In a solaris system that processes large numbers of files and stores their information in a database (yes i know that using the database is the quickest way to get information about the number of files we have). I need fast way to monitor the files as they progress through the system on their way to being stored in a database.
Currently I use a perl script that reads in the directory to an array and then grabs the size of the array and sends it to a monitoring script.
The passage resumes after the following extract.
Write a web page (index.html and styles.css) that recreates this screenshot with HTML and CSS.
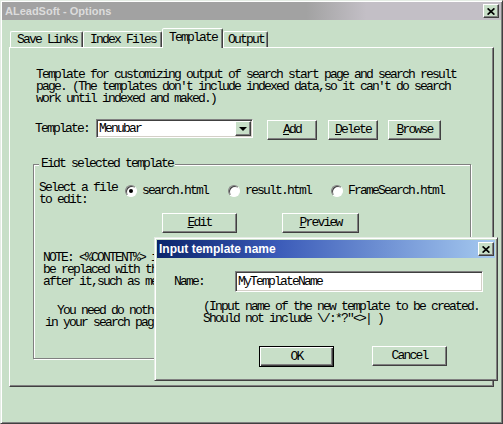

Unfortunately as our system grows this monitor is getting more and more slow.
I am looking for a method that will operate much more quickly instead of pausing and updating every 15-20 seconds after performing the count operation on all the directories involved.
I am relatively certain that my bottleneck is the read directory into array operation.
I don't need any information about the files, I don't need sizes or file names, just the number of files in the directory.
In my code I do not count hidden files or the text files I use to hold configuration information. It would be great if this functionality was preserved but is certainly not mandatory.
I have found some references to counting inodes with C code or something along those lines but I am not very experienced in that area.
I would like to make this monitor as real-time as possible.
The perl code I use looks like this:
opendir (DIR, $currentDir) or die "Cannot open directory: $!";
@files = grep ! m/^\./ && ! /config_file/, readdir DIR; # skip hidden files and config files
closedir(DIR);
$count = @files;
What you do right now reads the whole directory (more or less) into memory only to discard that content for its count. Avoid that by streaming the directory instead:
my $count;
opendir(my $dh, $curDir) or die "opendir($curdir): $!";
while (my $de = readdir($dh)) {
next if $de =~ /^\./ or $de =~ /config_file/;
$count++;
}
closedir($dh);
Importantly, don't use glob()
in any of its forms. glob()
will expensively stat()
every entry, which is not overhead you want.
Now, you might have much more sophisticated and lighter weight ways of doing this depending on OS capabilities or filesystem capabilities (Linux, by way of comparison, offers inotify), but streaming the dir as above is about as good as you'll portably get.